Correction and Modeling of Flow Stress during Hot Deformation of 7055 Aluminum Alloy

This study aims to understand the flow behavior and processing properties of 7055 aluminum alloy. The hot compression tests with a strain rate range of 0.001-10 s(-1) and a deformation temperature of 250-450 degrees C are performed with the aid of a Gleeble-3500 thermomechanical simulation machine. The flow stress error caused by the frictional effect between the specimen and the thermal effect of deformation is corrected. Next, the modified Zerilli-Armstrong (MZA) model using friction-adiabatic corrected value as input is applied to predict the flow behavior of 7055 aluminum alloy. A hot processing map determines the safety and instability zone of 7055 aluminum alloy.

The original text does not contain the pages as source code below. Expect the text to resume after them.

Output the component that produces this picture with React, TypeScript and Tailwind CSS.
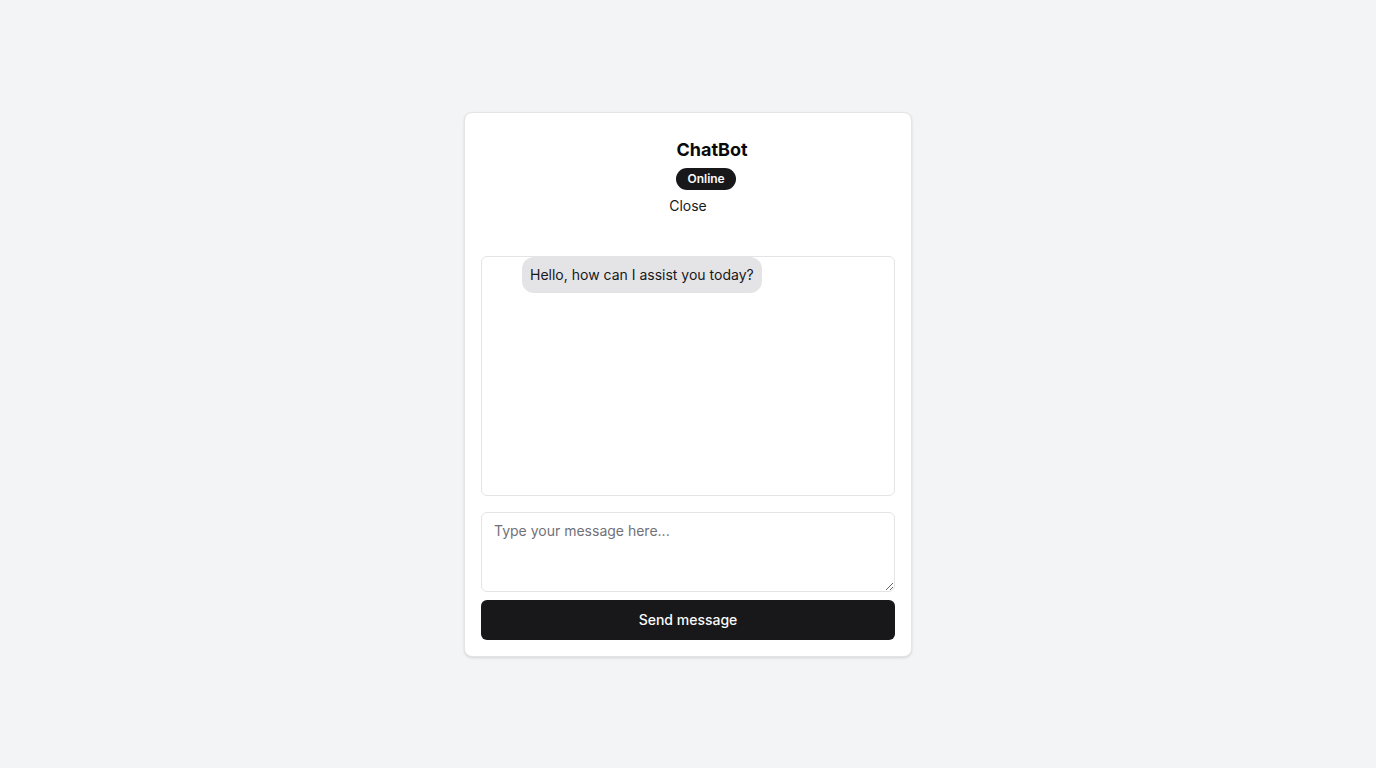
import React from "react";

export default function App() {
  return (
    <div
      className="min-h-screen w-full bg-[#f3f4f6] flex items-center justify-center"
      style={{ fontFamily: "Inter, 'Noto Sans', sans-serif" }}
    >
      <div className="w-[448px] bg-white border border-[#e4e4e7] rounded-lg shadow-sm flex flex-col">
        <div className="flex flex-col items-center pt-[23px] pb-10 px-4">
          <div className="flex items-start gap-2">
            <div className="w-10 h-10 shrink-0" />
            <div className="flex flex-col items-start gap-1">
              <h3 className="text-lg leading-7 font-bold text-[#09090b]">ChatBot</h3>
              <span className="inline-flex items-center rounded-full bg-[#18181b] text-[#fafafa] text-xs leading-4 font-semibold px-2.5 py-0.5 border border-transparent">
                Online
              </span>
            </div>
          </div>
          <button className="mt-1.5 text-sm leading-5 text-[#18181b] bg-transparent">Close</button>
        </div>
        <div className="flex flex-col px-4 pb-4">
          <div className="h-[240px] border border-[#e4e4e7] rounded-md overflow-y-auto">
            <div className="flex items-start gap-2">
              <div className="w-8 h-8 shrink-0" />
              <div className="rounded-xl bg-[#e4e4e7] px-2 py-2 text-sm leading-5 text-[#18181b]">
                Hello, how can I assist you today?
              </div>
            </div>
          </div>
          <textarea
            className="mt-4 h-20 w-full border border-[#e4e4e7] rounded-md px-3 py-2 text-sm leading-5 text-[#09090b] placeholder:text-[#71717a] bg-white outline-none"
            placeholder="Type your message here..."
          />
          <button className="mt-2 h-10 w-full rounded-md bg-[#18181b] text-[#fafafa] text-sm font-medium">
            Send message
          </button>
        </div>
      </div>
    </div>
  );
}
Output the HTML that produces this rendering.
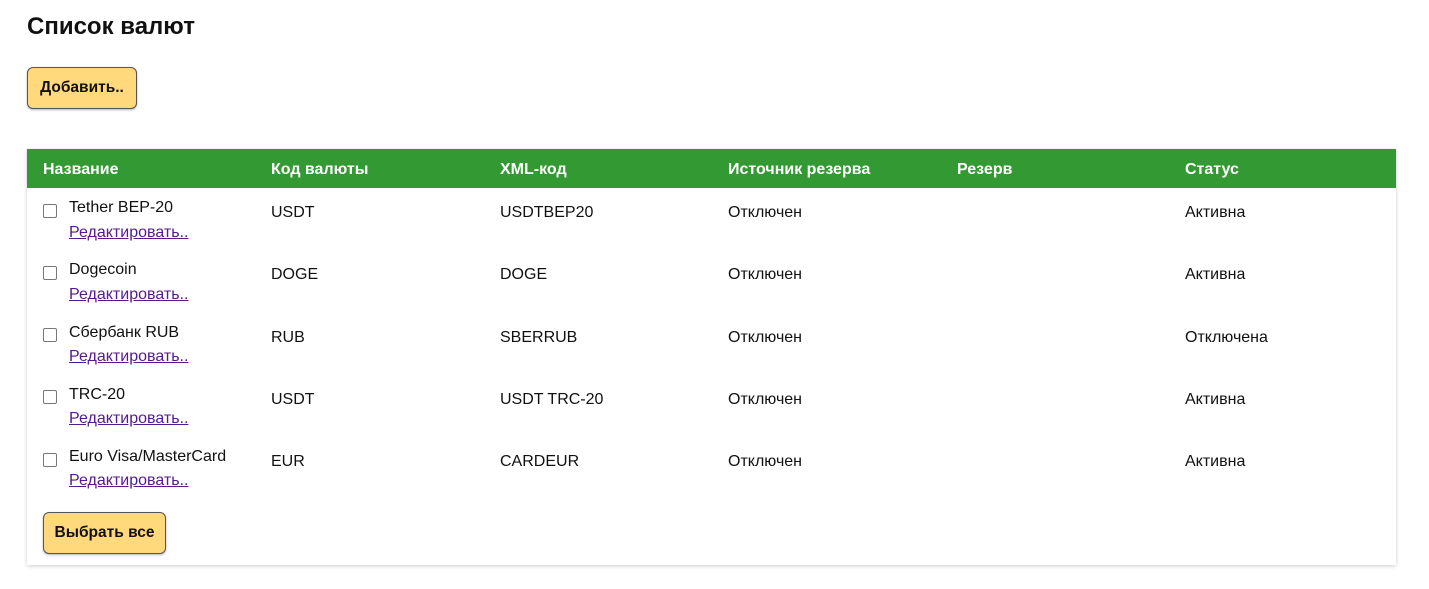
<!DOCTYPE html>
<html><head><meta charset="utf-8"><style>
body{margin:0;width:1429px;height:589px;background:#fff;font-family:"Liberation Sans","DejaVu Sans",sans-serif;color:#111;position:relative;overflow:hidden}
.a{position:absolute;white-space:nowrap}
h1{position:absolute;left:27px;top:13px;margin:0;font-size:24px;font-weight:bold}
.btn{position:absolute;background:#ffd97c;border:1px solid #555;border-radius:6px;box-shadow:0 1px 2px rgba(0,0,0,.3);font-weight:bold;font-size:15.5px;display:flex;align-items:center;justify-content:center;box-sizing:border-box}
.card{position:absolute;left:27px;top:149px;width:1369px;height:416px;background:#fff;box-shadow:0 1px 4px rgba(0,0,0,.2)}
.hd{position:absolute;left:27px;top:149px;width:1369px;height:39px;background:#339933}
.th{position:absolute;top:161px;color:#fff;font-weight:bold;font-size:16px}
.td{font-size:16px}
.cb{position:absolute;left:43px;width:12px;height:12px;border:1px solid #777;border-radius:2px;background:#fff}
a{color:#551a8b;text-decoration:underline;font-size:16px}
</style></head><body>
<h1>Список валют</h1>
<div class="btn" style="left:27px;top:67px;width:110px;height:42px">Добавить..</div>
<div class="card"></div>
<div class="hd"></div>
<div class="a th" style="left:43px">Название</div>
<div class="a th" style="left:271px">Код валюты</div>
<div class="a th" style="left:500px">XML-код</div>
<div class="a th" style="left:728px">Источник резерва</div>
<div class="a th" style="left:957px">Резерв</div>
<div class="a th" style="left:1185px">Статус</div>

<div class="cb" style="top:204px"></div>
<div class="a td" style="left:69px;top:199px">Tether BEP-20</div>
<a class="a" style="left:69px;top:224px">Редактировать..</a>
<div class="a td" style="left:271px;top:204px">USDT</div>
<div class="a td" style="left:500px;top:204px">USDTBEP20</div>
<div class="a td" style="left:728px;top:204px">Отключен</div>
<div class="a td" style="left:1185px;top:204px">Активна</div>

<div class="cb" style="top:266px"></div>
<div class="a td" style="left:69px;top:261px">Dogecoin</div>
<a class="a" style="left:69px;top:286px">Редактировать..</a>
<div class="a td" style="left:271px;top:266px">DOGE</div>
<div class="a td" style="left:500px;top:266px">DOGE</div>
<div class="a td" style="left:728px;top:266px">Отключен</div>
<div class="a td" style="left:1185px;top:266px">Активна</div>

<div class="cb" style="top:328px"></div>
<div class="a td" style="left:69px;top:324px">Сбербанк RUB</div>
<a class="a" style="left:69px;top:348px">Редактировать..</a>
<div class="a td" style="left:271px;top:329px">RUB</div>
<div class="a td" style="left:500px;top:329px">SBERRUB</div>
<div class="a td" style="left:728px;top:329px">Отключен</div>
<div class="a td" style="left:1185px;top:329px">Отключена</div>

<div class="cb" style="top:390px"></div>
<div class="a td" style="left:69px;top:386px">TRC-20</div>
<a class="a" style="left:69px;top:410px">Редактировать..</a>
<div class="a td" style="left:271px;top:391px">USDT</div>
<div class="a td" style="left:500px;top:391px">USDT TRC-20</div>
<div class="a td" style="left:728px;top:391px">Отключен</div>
<div class="a td" style="left:1185px;top:391px">Активна</div>

<div class="cb" style="top:453px"></div>
<div class="a td" style="left:69px;top:448px">Euro Visa/MasterCard</div>
<a class="a" style="left:69px;top:472px">Редактировать..</a>
<div class="a td" style="left:271px;top:453px">EUR</div>
<div class="a td" style="left:500px;top:453px">CARDEUR</div>
<div class="a td" style="left:728px;top:453px">Отключен</div>
<div class="a td" style="left:1185px;top:453px">Активна</div>

<div class="btn" style="left:43px;top:512px;width:123px;height:42px">Выбрать все</div>
</body></html>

The combined results are as follows: The influence of friction and adiabatic effect can not be ignored during the experiment. The maximum stress deviation after friction corrected and friction-adiabatic corrected was about 38 and 14 MPa, respectively. As the increasing strain rate or decreases of deformation temperature, friction and friction-adiabatic effect on stress gradually increase. The MZA model can predict the flow stress at different strains with relative accuracy (R = 98.74% and AARE = 12.74%). The hot processing map is drawn from real stress-strain curves. With the increase of true strain, the instability zone gradually expands toward the high strain rate, high-temperature range.